● **WHAT IS REQUIRED**: Count how many lines below include the string "this", and give that number without anything else.

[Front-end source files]

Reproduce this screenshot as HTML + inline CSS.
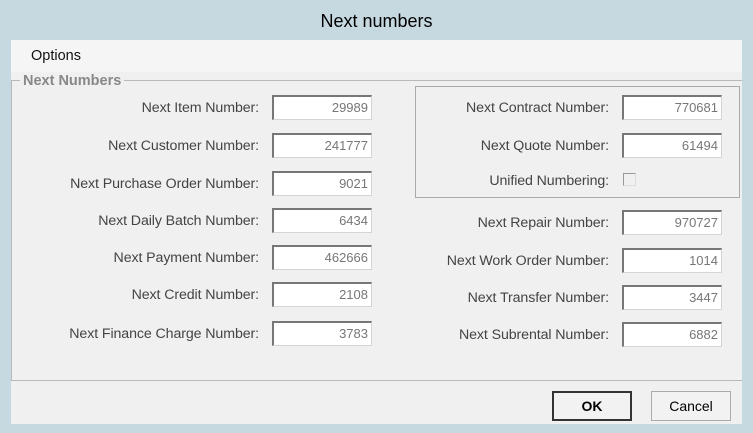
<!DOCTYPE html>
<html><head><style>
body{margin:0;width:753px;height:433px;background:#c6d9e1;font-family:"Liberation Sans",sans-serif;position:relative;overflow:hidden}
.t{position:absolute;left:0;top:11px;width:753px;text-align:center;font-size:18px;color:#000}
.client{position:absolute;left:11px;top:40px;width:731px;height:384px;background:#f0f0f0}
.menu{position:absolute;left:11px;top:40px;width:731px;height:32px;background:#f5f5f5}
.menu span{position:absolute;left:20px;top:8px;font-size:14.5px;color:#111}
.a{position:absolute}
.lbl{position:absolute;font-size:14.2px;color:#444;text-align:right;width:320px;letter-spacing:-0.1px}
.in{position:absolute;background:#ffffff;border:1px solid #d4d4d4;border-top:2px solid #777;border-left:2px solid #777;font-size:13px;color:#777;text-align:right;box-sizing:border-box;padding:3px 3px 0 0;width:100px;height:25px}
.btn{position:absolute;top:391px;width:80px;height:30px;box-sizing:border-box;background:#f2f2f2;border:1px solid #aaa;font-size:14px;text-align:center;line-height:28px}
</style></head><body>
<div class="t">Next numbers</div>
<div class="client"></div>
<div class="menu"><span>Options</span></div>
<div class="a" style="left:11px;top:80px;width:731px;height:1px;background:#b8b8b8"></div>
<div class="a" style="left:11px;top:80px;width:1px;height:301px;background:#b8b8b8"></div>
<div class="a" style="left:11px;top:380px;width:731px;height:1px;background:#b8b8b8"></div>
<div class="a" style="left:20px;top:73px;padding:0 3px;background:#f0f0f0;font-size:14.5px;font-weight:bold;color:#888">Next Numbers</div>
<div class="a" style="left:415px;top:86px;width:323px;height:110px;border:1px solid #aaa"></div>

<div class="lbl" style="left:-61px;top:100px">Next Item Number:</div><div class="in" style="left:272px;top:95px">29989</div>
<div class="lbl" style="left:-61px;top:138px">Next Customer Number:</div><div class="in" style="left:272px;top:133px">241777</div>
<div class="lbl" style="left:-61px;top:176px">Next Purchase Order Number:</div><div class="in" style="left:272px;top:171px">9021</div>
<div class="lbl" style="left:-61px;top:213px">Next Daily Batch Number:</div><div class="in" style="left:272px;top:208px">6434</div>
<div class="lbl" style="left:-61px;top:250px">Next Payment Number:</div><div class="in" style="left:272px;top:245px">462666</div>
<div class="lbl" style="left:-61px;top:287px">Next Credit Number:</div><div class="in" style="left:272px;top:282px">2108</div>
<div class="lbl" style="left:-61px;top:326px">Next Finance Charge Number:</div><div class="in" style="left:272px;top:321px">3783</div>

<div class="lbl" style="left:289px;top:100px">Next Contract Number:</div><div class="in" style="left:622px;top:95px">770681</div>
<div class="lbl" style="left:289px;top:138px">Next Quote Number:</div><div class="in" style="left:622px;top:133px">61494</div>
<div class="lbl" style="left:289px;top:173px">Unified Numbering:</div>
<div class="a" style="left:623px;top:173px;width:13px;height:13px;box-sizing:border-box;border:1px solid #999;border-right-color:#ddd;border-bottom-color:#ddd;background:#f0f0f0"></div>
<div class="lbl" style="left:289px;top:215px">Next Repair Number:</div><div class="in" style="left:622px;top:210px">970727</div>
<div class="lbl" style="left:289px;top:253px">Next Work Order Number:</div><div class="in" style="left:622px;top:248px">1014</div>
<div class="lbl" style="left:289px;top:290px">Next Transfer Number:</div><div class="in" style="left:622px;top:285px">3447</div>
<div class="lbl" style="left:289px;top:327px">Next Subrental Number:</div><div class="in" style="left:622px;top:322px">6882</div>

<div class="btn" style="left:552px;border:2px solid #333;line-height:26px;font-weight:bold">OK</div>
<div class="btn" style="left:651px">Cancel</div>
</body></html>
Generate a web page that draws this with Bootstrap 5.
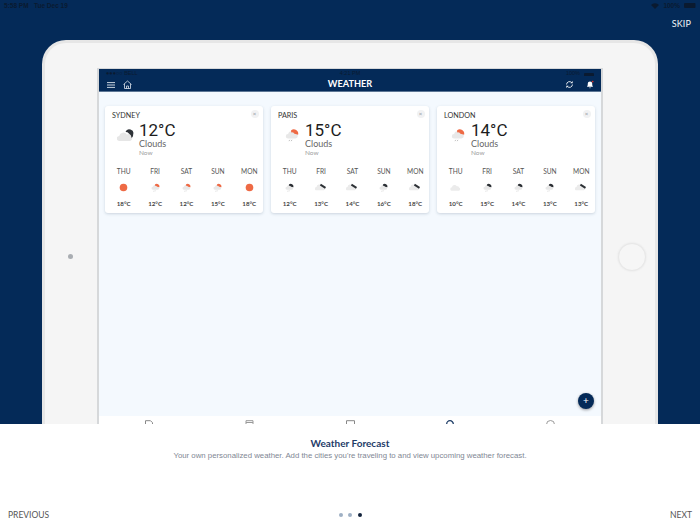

● **EXERCISE SOLUTION**: 2